A heart murmur is an abnormal sound that originates from the heart valves and can be heard with a stethoscope skillfully placed over the heart valves.
Are all murmurs the same?
Most murmurs are functional, i.e., they are not due to any significant abnormality but are caused by normal flow of blood through a normal heart and vessels. However, some murmurs do indicate an abnormality in blood flow and/or heart function. Such abnormalities include a leaking heart valve, thickening or narrowing of a valve or large blood vessel or an abnormal hole between different heart chambers.
Murmurs can be loud or soft, long or short, or occur at different times during the heart's pumping cycle (systole or diastole). They can be heard on both or best on one or the other side of the chest and over specific valves.
How can I find out if a murmur is due to a significant problem?
Most murmurs are detected with a stethoscope during routine veterinary examination for insurance or purchase or at the time of a routine check up. In nearly every case, the horse or pony has not shown any clinical sign of heart disease. These include reduced exercise tolerance, filling (thickening) of the limbs and lower neck or chest (edema) and enlargement of blood vessels, particularly causing an obviously visible pulse in the jugular vein ('jugular pulse').
Skillful auscultation (listening with a stethoscope), combined with the presence or absence of clinical signs of heart disease, will enable your veterinarian to localize the murmur to a specific area or valve of the heart and give some indication of whether or not the murmur represents a real problem.
What other tests can be done?
In some cases it is necessary to investigate a murmur further, either to try to predict whether it represents a performance-limiting problem or to find out if it will get worse.
A blood test may help to tell if there is damage to the heart muscle. An electrocardiogram may be performed to look at the electrical conductivity of the heart for abnormalities in heart size and heart rhythm.
The most useful examination that can be performed is an ultrasound scan (echocardiographic) examination. This allows the heart to be imaged while it is beating. Heart chamber size and movement can be measured and heart valves observed opening and closing. In problem cases, the valves may be abnormally thick, may not close fully or the chambers may not pump efficiently. These abnormalities can be detected with an echocardiogram.

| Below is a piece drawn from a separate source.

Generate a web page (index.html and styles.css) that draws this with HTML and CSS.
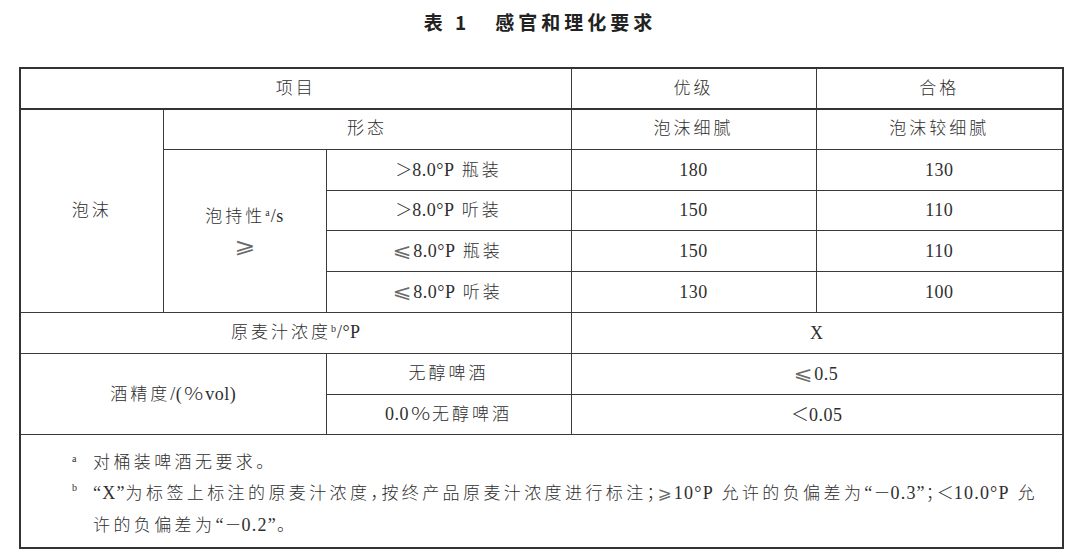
FILE: index.html
```html
<!DOCTYPE html>
<html lang="zh">
<head>
<meta charset="utf-8">
<title>表 1 感官和理化要求</title>
<link rel="stylesheet" href="styles.css">
</head>
<body>
<div class="title">表&nbsp;1&nbsp;&nbsp;&nbsp;感官和理化要求</div>
<table class="spec">
  <colgroup>
    <col class="c1"><col class="c2"><col class="c3"><col class="c4"><col class="c5">
  </colgroup>
  <tr class="r41">
    <td colspan="3">项目</td>
    <td>优级</td>
    <td>合格</td>
  </tr>
  <tr class="r40">
    <td rowspan="5" class="lead">泡沫</td>
    <td colspan="2">形态</td>
    <td>泡沫细腻</td>
    <td>泡沫较细腻</td>
  </tr>
  <tr class="r41">
    <td rowspan="4" class="two-line"><span class="l1">泡持性<sup>a</sup><span class="lat">/s</span></span><span class="l2 sym">⩾</span></td>
    <td class="mix"><span class="fw">＞</span><span class="lat">8.0°P</span> 瓶装</td>
    <td class="num">180</td>
    <td class="num">130</td>
  </tr>
  <tr class="r40">
    <td class="mix"><span class="fw">＞</span><span class="lat">8.0°P</span> 听装</td>
    <td class="num">150</td>
    <td class="num">110</td>
  </tr>
  <tr class="r41">
    <td class="mix"><span class="sym">⩽</span><span class="lat">8.0°P</span> 瓶装</td>
    <td class="num">150</td>
    <td class="num">110</td>
  </tr>
  <tr class="r41">
    <td class="mix"><span class="sym">⩽</span><span class="lat">8.0°P</span> 听装</td>
    <td class="num">130</td>
    <td class="num">100</td>
  </tr>
  <tr class="r41 strong-top">
    <td colspan="3">原麦汁浓度<sup>b</sup><span class="lat">/°P</span></td>
    <td colspan="2" class="num">X</td>
  </tr>
  <tr class="r41">
    <td colspan="2" rowspan="2">酒精度<span class="lat">/(</span><span class="fw pct">％</span><span class="lat">vol)</span></td>
    <td>无醇啤酒</td>
    <td colspan="2" class="num"><span class="sym">⩽</span>0.5</td>
  </tr>
  <tr class="r40">
    <td><span class="lat">0.0</span><span class="fw pct">％</span>无醇啤酒</td>
    <td colspan="2" class="num"><span class="fw">＜</span>0.05</td>
  </tr>
  <tr class="foot">
    <td colspan="5">
      <div class="fn">
        <div class="note">
          <span class="mark">a</span>
          <span class="ntext">对桶装啤酒无要求。</span>
        </div>
        <div class="note">
          <span class="mark">b</span>
          <span class="ntext"><span class="lat">“X”</span>为标签上标注的原麦汁浓度<span class="pn">，</span>按终产品原麦汁浓度进行标注<span class="pn">；</span><span class="fsym">⩾</span><span class="lat">10°P</span> 允许的负偏差为<span class="lat">“</span><span class="fw">－</span><span class="lat">0.3”</span><span class="pn">；</span><span class="fw">＜</span><span class="lat">10.0°P</span> 允许的负偏差为<span class="lat">“</span><span class="fw">－</span><span class="lat">0.2”</span>。</span>
        </div>
      </div>
    </td>
  </tr>
</table>
</body>
</html>
```

FILE: styles.css
```css
html, body {
  margin: 0;
  padding: 0;
  background: #ffffff;
}

body {
  width: 1080px;
  height: 559px;
  overflow: hidden;
  color: #2e2e2e;
  font-family: "Liberation Serif", "Noto Sans CJK SC", "DejaVu Sans", serif;
}

.title {
  padding-top: 10px;
  height: 24px;
  line-height: 24px;
  margin-bottom: 33px;
  text-align: center;
  font-family: "Noto Sans CJK SC", sans-serif;
  font-weight: 700;
  font-size: 19px;
  letter-spacing: 4px;
  color: #222;
}

.spec {
  margin-left: 19px;
  width: 1043px;
  table-layout: fixed;
  border-collapse: collapse;
  border: 2px solid #333;
}

.c1 { width: 143px; }
.c2 { width: 163px; }
.c3 { width: 245px; }
.c4 { width: 245px; }
.c5 { width: 247px; }

.spec td {
  border: 1px solid #3a3a3a;
  padding: 0;
  text-align: center;
  vertical-align: middle;
  font-size: 17px;
  letter-spacing: 3px;
  font-weight: 300;
  line-height: 20px;
}

.r41 { height: 41px; }
.r40 { height: 40px; }

.spec tr:first-child td {
  border-bottom: 2px solid #333;
}

.strong-top td {
  border-top: 1.5px solid #333;
}

.lat {
  font-family: "Liberation Serif", serif;
  font-size: 18px;
  letter-spacing: 0.5px;
  font-weight: 400;
}

.spec td.num {
  font-family: "Liberation Serif", serif;
  font-size: 18px;
  letter-spacing: 0.5px;
  font-weight: 400;
}

.fw {
  font-family: "Noto Sans CJK SC", sans-serif;
  font-weight: 300;
  letter-spacing: 0;
}

.pct {
  display: inline-block;
  transform: scaleX(1.25);
  margin: 0 3px;
}

.sym {
  display: inline-block;
  font-family: "DejaVu Sans", sans-serif;
  font-weight: 400;
  letter-spacing: 0;
  font-size: 19px;
  color: #6a6a6a;
  transform: scaleX(1.2);
  margin-right: 3px;
}

sup {
  font-family: "Liberation Serif", serif;
  font-size: 10px;
  letter-spacing: 1px;
  vertical-align: 6px;
  line-height: 0;
}

.two-line .l1,
.two-line .l2 {
  display: block;
}

.two-line .l2 {
  margin: 9px auto 0;
  width: 20px;
  font-size: 21px;
}

.lead {
  padding-bottom: 4px;
}

.spec .foot td {
  vertical-align: top;
  text-align: left;
  padding: 0;
  line-height: 29.5px;
  letter-spacing: 3.4px;
}

.fn {
  height: 112px;
  box-sizing: border-box;
  padding: 13px 12px 0 51px;
  overflow: hidden;
}

.foot .lat {
  letter-spacing: 1.2px;
}

.fsym {
  font-family: "DejaVu Sans", sans-serif;
  font-weight: 400;
  letter-spacing: 2px;
  font-size: 17px;
  color: #6a6a6a;
}

.note {
  display: flex;
}

.mark {
  flex: 0 0 21px;
  font-family: "Liberation Serif", serif;
  font-size: 10px;
  line-height: 22px;
  letter-spacing: 0;
}

.ntext {
  flex: 1 1 auto;
}

.pn {
  letter-spacing: -6px;
}
```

It is often necessary for examinations to be repeated at intervals of days, weeks or months to monitor any changes in heart structure and/or function and to give an indication of whether or not the condition is likely to be progressive.
What is the outlook for my horse if he has a murmur?
Many fit and healthy horses have heart murmurs. Most horses are unaffected in their performance but in some cases, there may be a progression of the abnormality causing the murmur and the horse's performance may deteriorate with time. The above tests should answer the following questions:
1. Is the horse safe to ride at the desired level?
2. Will the murmur affect the horse in the future, either in terms of value or performance?
Occasionally, a murmur may be a temporary complication following a viral infection that may cause changes to the cardiac muscles. This is not a common occurrence, but can be monitored with blood tests. These cases should be given plenty of time off for rest and recuperation.
Murmurs cannot be treated medically or surgically in the horse. In some instances it may be necessary to reduce the level at which the horse is expected to compete or perform, or to retire him. Some horses with significant cardiac abnormality may not be safe to ride.